Basically, you determine risk based on where you are placing your stop, and then determine your target with regard to this risk level; commonly, traders will aim for at least a 1:3 risk to reward ratio, although scalpers and those who trade on shorter time frames often have to accept smaller ratios.

The buy or sell stop, or entry level, is typically set at a significant support or resistance level so that it will only be filled when price has broken definitively in the desired direction; by setting strategic entry levels in their orders, traders can ensure that they enter trades with the momentum of the market.

Perhaps the most basic set-up is the pinbar, which, if you remember has an open and close within the previous bar, and a wick at least 3 times the length of the candle body, protruding beyond the levels of prior bars.

The long wick and short body implies that traders have made a strong attempt to push price in one direction, but price has returned to earlier levels, often indicating the possibility of a reversal in trend direction.

The basic way to trade a pinbar is to place the stop loss level at the extreme of the wick, and to place your entry level above the body in a bullish scenario, and below the body in a bearish scenario. the target is set relative to the risk level represented by the stop loss, often at a resistance level in a bullish scenario, or at a support level in a bearish scenario.
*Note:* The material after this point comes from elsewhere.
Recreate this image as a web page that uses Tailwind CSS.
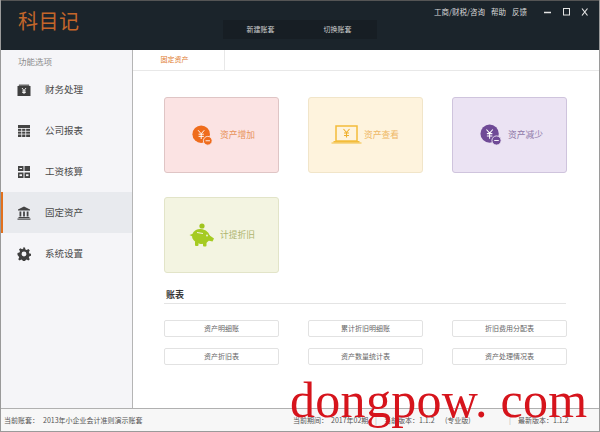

Another basic strategy is the inside bar, a bar or series of bars contained by the preceding bar; since the shrinking candle size implies consolidation, it can mean that a big move is on the way, either a strong continuation of the current trend, or a reversal. Because the price direction is uncertain, traders often place a orders on both sides of the inside bar, so that a downward movement will trigger a sell, and an upward movement will trigger a buy. A liberal entry point would be set just beyond the high or low of the inside bar; a more conservative entry point would be at the open or close of the preceding mother bar.

Inside bars are more effective to trade on larger time frame charts because they are so common on faster charts.